Megyn Kelly’s San Antonio stop of Megyn Kelly Live brought a rare and important conversation to a conservative audience when she sat down with Glenn Greenwald on October 27, 2025. The exchange wasn’t a softball stroll; it was an unapologetic takedown of how journalism has too often abandoned its duty to the public and become a factional weapon.

Greenwald reminded viewers that real journalism must speak truth to power no matter which party is in charge, and he didn’t shy away from his own history — from publishing Edward Snowden’s disclosures to the career costs of reporting that cut against the establishment narrative. He recounted how the pressure on honest reporting intensified after 2016 and suggested that outlets once proud to be adversarial watchdogs had become addled by factional loyalty.

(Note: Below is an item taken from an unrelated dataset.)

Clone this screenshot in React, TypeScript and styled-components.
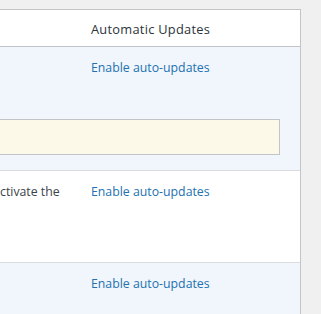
import styled, { createGlobalStyle } from "styled-components";

const GlobalStyle = createGlobalStyle`
  html, body {
    margin: 0;
    padding: 0;
    background: #f0f0f1;
  }

  body {
    font-family: "Open Sans", "Noto Sans", Arial, sans-serif;
    font-size: 12.3px;
    color: #3c434a;
  }
`;

const PLUGINS = [
  { id: 1, description: "", active: true, hasUpdate: true, height: 67 },
  { id: 2, description: "ctivate the", active: false, hasUpdate: false, height: 92 },
  { id: 3, description: "", active: true, hasUpdate: false, height: 60 },
];

export default function App() {
  return (
    <>
      <GlobalStyle />
      <Page>
        <Table>
          <colgroup>
            <col style={{ width: 81 }} />
            <col />
          </colgroup>
          <thead>
            <tr>
              <HeadCell />
              <HeadCell>Automatic Updates</HeadCell>
            </tr>
          </thead>
          <tbody>
            {PLUGINS.map((plugin) => (
              <PluginGroup key={plugin.id} plugin={plugin} />
            ))}
          </tbody>
        </Table>
      </Page>
    </>
  );
}

type Plugin = (typeof PLUGINS)[number];

function PluginGroup({ plugin }: { plugin: Plugin }) {
  return (
    <>
      <Row $active={plugin.active} $last={!plugin.hasUpdate}>
        <DescCell style={{ height: plugin.height }}>{plugin.description}</DescCell>
        <Cell>
          <Link href="#">Enable auto-updates</Link>
        </Cell>
      </Row>
      {plugin.hasUpdate && (
        <Row $active={plugin.active} $last>
          <UpdateCell colSpan={2}>
            <Notice />
          </UpdateCell>
        </Row>
      )}
    </>
  );
}

const Page = styled.div`
  padding-top: 9px;
  width: 301px;
`;

const Table = styled.table`
  width: 301px;
  table-layout: fixed;
  border-collapse: separate;
  border-spacing: 0;
  background: #fff;
  border-top: 1px solid #c3c4c7;
  border-right: 1px solid #c3c4c7;
`;

const HeadCell = styled.th`
  height: 37px;
  padding: 1px 10px 0;
  border-bottom: 1px solid #c3c4c7;
  color: #2c3338;
  font-size: 12.8px;
  font-weight: 400;
  letter-spacing: 0.28px;
  text-align: left;
  line-height: 18px;
  box-sizing: border-box;
`;

const Row = styled.tr<{ $active: boolean; $last: boolean }>`
  background: ${({ $active }) => ($active ? "#f0f6fc" : "#fff")};

  & > td {
    border-bottom: ${({ $last }) => ($last ? "1px solid #dcdcde" : "none")};
  }
`;

const Cell = styled.td`
  vertical-align: top;
  padding: 11px 10px 10px;
  line-height: 19px;
`;

const DescCell = styled(Cell)`
  padding-left: 0;
  padding-right: 25px;
  text-align: right;
  white-space: nowrap;
  overflow: hidden;
  box-sizing: border-box;
`;

const UpdateCell = styled.td`
  padding: 0;
`;

const Notice = styled.div`
  height: 34px;
  margin: 5px 20px 15px 0;
  background: #fcf9e8;
  border: 1px solid #c3c4c7;
  border-left: none;
`;

const Link = styled.a`
  color: #2271b1;
  text-decoration: none;
`;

Conservatives should listen closely when someone who exposed NSA overreach warns that the national security apparatus and corporate media have too often been merged into a single, unaccountable power. Greenwald’s record — from the Snowden revelations to founding The Intercept — shows what happens when journalists actually do their jobs and make the powerful uncomfortable, and why the establishment lashes back.

He also spoke bluntly about being pushed out of the outlet he helped create after reporting on the Biden controversies, a reminder that internal censorship and career risk are now routine tools to enforce ideological conformity. This isn’t just one man’s grievance; it’s symptomatic of a media class that protects its political allies and punishes dissenting journalists.

Megyn Kelly’s own journey away from corporate newsrooms toward independent media shows the conservative path forward: build platforms that refuse to kowtow to advertisers, corporate bosses, or partisan gatekeepers. Kelly has been clear she won’t “sell her soul” to a corporate overlord, and that independence is where honest reporting can thrive outside the echo chamber.

Americans who love their country should demand media that treats power with equal suspicion whether it wears a red tie or a blue one. Support independent outlets, reward reporters who risk careers to reveal uncomfortable truths, and stop subsidizing institutions that have become partisan megaphones rather than public servants.

If we’re serious about freedom, we’ll reclaim journalism as a true fourth estate — skeptical of every powerful interest, accountable to citizens, and unafraid of speaking plain truths. That revival starts with ordinary patriots choosing courage over convenience and truth over tribalism.